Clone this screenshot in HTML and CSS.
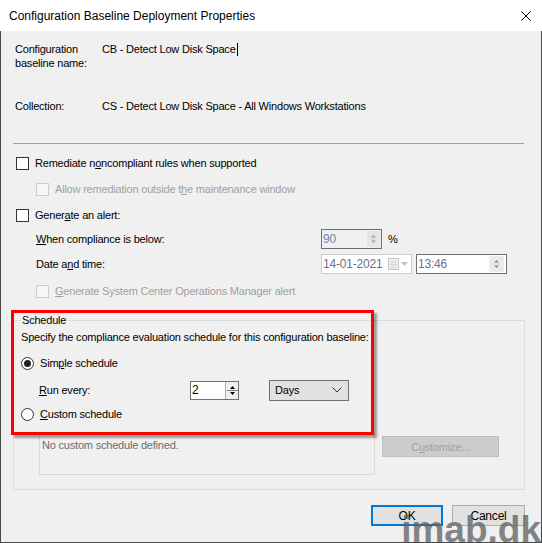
FILE: index.html
```html
<!DOCTYPE html>
<html>
<head>
<meta charset="utf-8">
<link rel="stylesheet" href="styles.css">
</head>
<body>
<div class="window">
  <div class="titlebar">
    <span class="title">Configuration Baseline Deployment Properties</span>
    <svg class="close" viewBox="0 0 10 10" width="10" height="10"><path d="M0.5 0.5L9.5 9.5M9.5 0.5L0.5 9.5" stroke="#000" stroke-width="1" fill="none"/></svg>
  </div>
  <div class="client">
    <div class="info-row name-row">
      <div class="lbl">Configuration<br>baseline name:</div>
      <div class="val">CB - Detect Low Disk Space<span class="caret"></span></div>
    </div>
    <div class="info-row coll-row">
      <div class="lbl">Collection:</div>
      <div class="val">CS - Detect Low Disk Space - All Windows Workstations</div>
    </div>
    <div class="sep"></div>

    <div class="opts">
      <div class="opt r1"><span class="chk"></span><span>Remediate n<u>o</u>ncompliant rules when supported</span></div>
      <div class="opt r2 sub dis"><span class="chk"></span><span>Allow remediation outside t<u>h</u>e maintenance window</span></div>
      <div class="opt r3"><span class="chk"></span><span>Gener<u>a</u>te an alert:</span></div>
      <div class="opt r4 sub">
        <span class="flbl"><u>W</u>hen compliance is below:</span>
        <span class="spin pct"><span class="sv">90</span><span class="sbtn"><svg width="9" height="12" viewBox="0 0 9 12"><path d="M2 4.5h5L4.5 2z" fill="#a0a0a0"/><path d="M2 7.5h5L4.5 10z" fill="#a0a0a0"/><path d="M0 6h9" stroke="#d8d8d8"/></svg></span></span>
        <span class="pctsign">%</span>
      </div>
      <div class="opt r5 sub">
        <span class="flbl">Date a<u>n</u>d time:</span>
        <span class="datebox"><span class="sv">14-01-2021</span><svg class="cal" width="22" height="14" viewBox="0 0 22 14"><rect x="1.5" y="1.5" width="10" height="11" fill="#f4f4f4" stroke="#c4c4c4"/><path d="M3 5h7M3 7.5h7M3 10h7M5 3v9M8 3v9" stroke="#d6d6d6"/><path d="M14 5h7l-3.5 4z" fill="#c4c4c4"/></svg></span>
        <span class="timebox"><span class="sv">13:46</span><span class="sbtn"><svg width="9" height="12" viewBox="0 0 9 12"><path d="M2 4.5h5L4.5 2z" fill="#8a8a8a"/><path d="M2 7.5h5L4.5 10z" fill="#8a8a8a"/><path d="M0 6h9" stroke="#d8d8d8"/></svg></span></span>
      </div>
      <div class="opt r6 sub dis"><span class="chk"></span><span><u>G</u>enerate System Center Operations Manager alert</span></div>
    </div>

    <fieldset class="group">
      <legend>Schedule</legend>
      <div class="spec">Specify the compliance evaluation schedule for this configuration baseline:</div>
      <div class="radio-row rr1"><span class="radio on"></span><span>Sim<u>p</u>le schedule</span></div>
      <div class="run-row">
        <span class="runlbl"><u>R</u>un every:</span>
        <span class="spin2"><span class="sv">2</span><span class="sbtn2"><svg width="11" height="17" viewBox="0 0 11 17"><path d="M3 7h5L5.5 4z" fill="#000"/><path d="M3 10h5L5.5 13z" fill="#000"/><path d="M0 8.5h11" stroke="#7a7a7a"/></svg></span></span>
        <span class="combo"><span>Days</span><svg width="10" height="6" viewBox="0 0 10 6"><path d="M0.5 0.5L5 5L9.5 0.5" stroke="#333" fill="none"/></svg></span>
      </div>
      <div class="radio-row rr2"><span class="radio"></span><span><u>C</u>ustom schedule</span></div>
      <div class="custom-row">
        <div class="custombox">No custom schedule defined.</div>
        <div class="custbtn">C<u>u</u>stomize...</div>
      </div>
    </fieldset>

    <div class="buttons">
      <div class="btn ok">OK</div>
      <div class="btn">Cancel</div>
    </div>
  </div>
  <div class="annot"></div>
  <div class="watermark">imab.dk</div>
</div>
</body>
</html>
```
FILE: styles.css
```css
html, body {
  margin: 0;
  padding: 0;
  width: 542px;
  height: 543px;
  overflow: hidden;
  background: #fff;
}
body {
  font-family: "Liberation Sans", Arial, sans-serif;
  font-size: 11px;
  color: #000;
}
u { text-underline-offset: 1px; }
.window {
  position: relative;
  width: 542px;
  height: 543px;
  display: flex;
  flex-direction: column;
}
.titlebar {
  height: 31px;
  flex: none;
  display: flex;
  align-items: center;
  justify-content: space-between;
  padding-left: 9px;
  background: #fff;
  font-size: 12px;
}
.close { margin-right: 11px; }
.client {
  flex: 1;
  background: #f0f0f0;
  border: 1px solid #4a4a4a;
  border-top: none;
  display: flex;
  flex-direction: column;
  letter-spacing: -0.2px;
}
.info-row {
  display: flex;
  line-height: 14px;
  padding-left: 14px;
}
.info-row .lbl { width: 87px; flex: none; }
.name-row { margin-top: 11px; height: 28px; }
.coll-row { margin-top: 29px; }
.caret {
  display: inline-block;
  width: 1px;
  height: 13px;
  background: #000;
  vertical-align: -3px;
  margin-left: 1px;
}
.sep {
  margin: 30px 0 0 12px;
  width: 511px;
  border-top: 1px solid #a0a0a0;
}
.opts {
  margin-top: 6px;
  display: flex;
  flex-direction: column;
}
.opt {
  display: flex;
  align-items: center;
  padding-left: 15px;
}
.opt.sub { padding-left: 35px; }
.r1 { height: 26px; }
.r2 { height: 26px; }
.r3 { height: 26px; }
.r4 { height: 21px; }
.r5 { height: 30px; }
.r6 { height: 24px; }
.chk {
  width: 13px;
  height: 13px;
  box-sizing: border-box;
  border: 1px solid #333;
  background: #fff;
  margin-right: 6px;
  flex: none;
}
.dis { color: #a0a0a0; }
.dis .chk { border-color: #cccccc; background: #f7f7f7; }
.flbl { width: 285px; flex: none; }
.spin {
  display: flex;
  width: 61px;
  height: 20px;
  box-sizing: border-box;
  border: 1px solid #6e6e6e;
  background: #f0f0f0;
  color: #6d86ad;
}
.sv { flex: 1; padding-left: 1px; line-height: 18px; font-size: 12px; }
.sbtn {
  width: 13px;
  margin: 1px 1px 1px 0;
  background: #e6e6e6;
  display: flex;
  align-items: center;
  justify-content: center;
}
.pctsign { margin-left: 6px; }
.datebox {
  display: flex;
  align-items: center;
  width: 91px;
  height: 20px;
  box-sizing: border-box;
  border: 1px solid #cccccc;
  background: #fff;
  color: #6d6d8a;
}
.datebox .cal { margin-right: 2px; }
.timebox {
  display: flex;
  width: 91px;
  height: 20px;
  box-sizing: border-box;
  border: 1px solid #707070;
  background: #fff;
  margin-left: 4px;
  color: #6d6d8a;
}
.timebox .sbtn { width: 15px; margin-right: 2px; background: #ececec; }
.group {
  margin: 10px 0 0 12px;
  width: 512px;
  box-sizing: border-box;
  border: 1px solid #dcdcdc;
  padding: 0 0 14px 7px;
  min-inline-size: 0;
}
.group legend {
  padding: 0 2px 0 1px;
  line-height: 14px;
}
.spec { line-height: 14px; margin-top: 3px; }
.radio-row {
  display: flex;
  align-items: center;
}
.rr1 { height: 26px; margin-top: 6px; }
.rr2 { height: 20px; }
.radio {
  width: 13px;
  height: 13px;
  box-sizing: border-box;
  border: 1px solid #333;
  border-radius: 50%;
  background: #fff;
  margin-right: 6px;
  position: relative;
  flex: none;
}
.radio.on::after {
  content: "";
  position: absolute;
  left: 2px;
  top: 2px;
  width: 7px;
  height: 7px;
  border-radius: 50%;
  background: #222;
}
.run-row {
  height: 28px;
  display: flex;
  align-items: center;
  padding-left: 18px;
}
.runlbl { width: 151px; flex: none; }
.spin2 {
  display: flex;
  width: 49px;
  height: 19px;
  box-sizing: border-box;
  border: 1px solid #707070;
  background: #fff;
}
.spin2 .sv { line-height: 17px; }
.sbtn2 {
  width: 12px;
  border-left: 1px solid #aaaaaa;
  background: #f0f0f0;
  display: flex;
  align-items: center;
  justify-content: center;
}
.combo {
  margin-left: 30px;
  width: 80px;
  height: 21px;
  box-sizing: border-box;
  border: 1px solid #707070;
  background: #e1e1e1;
  display: flex;
  align-items: center;
  justify-content: space-between;
  padding: 0 6px 0 5px;
  font-size: 11px;
}
.custom-row {
  display: flex;
  margin-top: 8px;
  padding-left: 18px;
}
.custombox {
  width: 336px;
  height: 43px;
  box-sizing: border-box;
  border: 1px solid #d9d9d9;
  padding: 6px 0 0 2px;
  color: #6d6d6d;
}
.custbtn {
  margin: 4px 0 0 7px;
  width: 117px;
  height: 21px;
  box-sizing: border-box;
  border: 1px solid #bfbfbf;
  background: #cccccc;
  color: #a0a0a0;
  display: flex;
  align-items: center;
  justify-content: center;
}
.buttons {
  display: flex;
  justify-content: flex-end;
  gap: 9px;
  padding-right: 16px;
  margin-top: 15px;
}
.btn {
  width: 73px;
  height: 21px;
  box-sizing: border-box;
  border: 1px solid #adadad;
  background: #e1e1e1;
  display: flex;
  align-items: center;
  justify-content: center;
  font-size: 12px;
}
.btn.ok { width: 72px; border: 2px solid #0078d7; }
.annot {
  position: absolute;
  left: 11px;
  top: 310px;
  width: 363px;
  height: 125px;
  box-sizing: border-box;
  border: 3px solid #ff0000;
  box-shadow: 3px 3px 2px rgba(0, 0, 0, 0.35);
}
.watermark {
  position: absolute;
  right: 1px;
  bottom: -7px;
  font-family: "Liberation Sans", Arial, sans-serif;
  font-weight: bold;
  font-size: 37px;
  letter-spacing: 0;
  line-height: 40px;
  color: rgba(95, 95, 95, 0.75);
}
```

^^^^

§ **To be done**
Copy every line of the material in which the word "this" occurs.

§ **Solution below**
Clone this screenshot in HTML and CSS.
      <div class="spec">Specify the compliance evaluation schedule for this configuration baseline:</div>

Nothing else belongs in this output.